With the advancement of drone technology, the volume of video data increases rapidly, creating an urgent need for efficient semantic retrieval. We are the first to systematically propose and study the drone video-text retrieval (DVTR) task. Drone videos feature overhead perspectives, strong structural homogeneity, and diverse semantic expressions of target combinations, which challenge existing cross-modal methods designed for ground-level views in effectively modeling their characteristics. Therefore, dedicated retrieval mechanisms tailored for drone scenarios are necessary. To address this issue, we propose a novel approach called Multi-Semantic Adaptive Mining (MSAM). MSAM introduces a multi-semantic adaptive learning mechanism, which incorporates dynamic changes between frames and extracts rich semantic information from specific scene regions, thereby enhancing the deep understanding and reasoning of drone video content. This method relies on fine-grained interactions between words and drone video frames, integrating an adaptive semantic construction module, a distribution-driven semantic learning term and a diversity semantic term to deepen the interaction between text and drone video modalities and improve the robustness of feature representation. To reduce the interference of complex backgrounds in drone videos, we introduce a cross-modal interactive feature fusion pooling mechanism that focuses on feature extraction and matching in target regions, minimizing noise effects. Extensive experiments on two self-constructed drone video-text datasets show that MSAM outperforms other existing methods in the drone video-text retrieval task. The source code and dataset will be made publicly available.

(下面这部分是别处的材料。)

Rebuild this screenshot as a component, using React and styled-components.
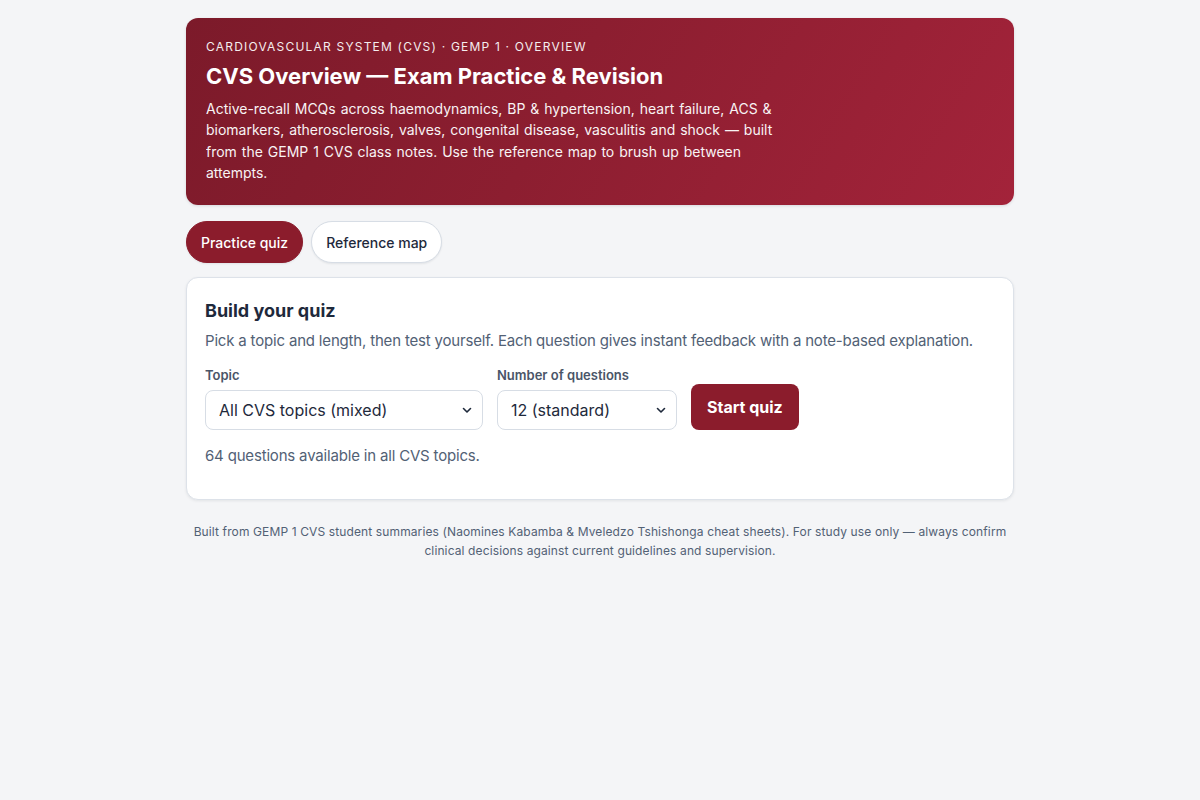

翻译：随着无人机技术的进步，视频数据量快速增长，对高效语义检索的需求日益迫切。我们首次系统性地提出并研究了无人机视频-文本检索任务。无人机视频具有俯视视角、强烈的结构同质性和目标组合的多样化语义表达等特点，这使得现有针对地面视角设计的跨模态方法难以有效建模其特性。因此，需要为无人机场景量身定制专门的检索机制。为解决这一问题，我们提出了一种称为多语义自适应挖掘的新方法。MSAM引入了一种多语义自适应学习机制，该机制融合了帧间的动态变化，并从特定场景区域中提取丰富的语义信息，从而增强对无人机视频内容的深度理解与推理。该方法依赖于词语与无人机视频帧之间的细粒度交互，集成了自适应语义构建模块、分布驱动的语义学习项和多样性语义项，以深化文本与无人机视频模态间的交互，并提升特征表示的鲁棒性。为减少无人机视频中复杂背景的干扰，我们引入了一种跨模态交互特征融合池化机制，该机制专注于目标区域的特征提取与匹配，从而最小化噪声影响。在两个自建的无人机视频-文本数据集上进行的大量实验表明，MSAM在无人机视频-文本检索任务中优于其他现有方法。源代码与数据集将公开提供。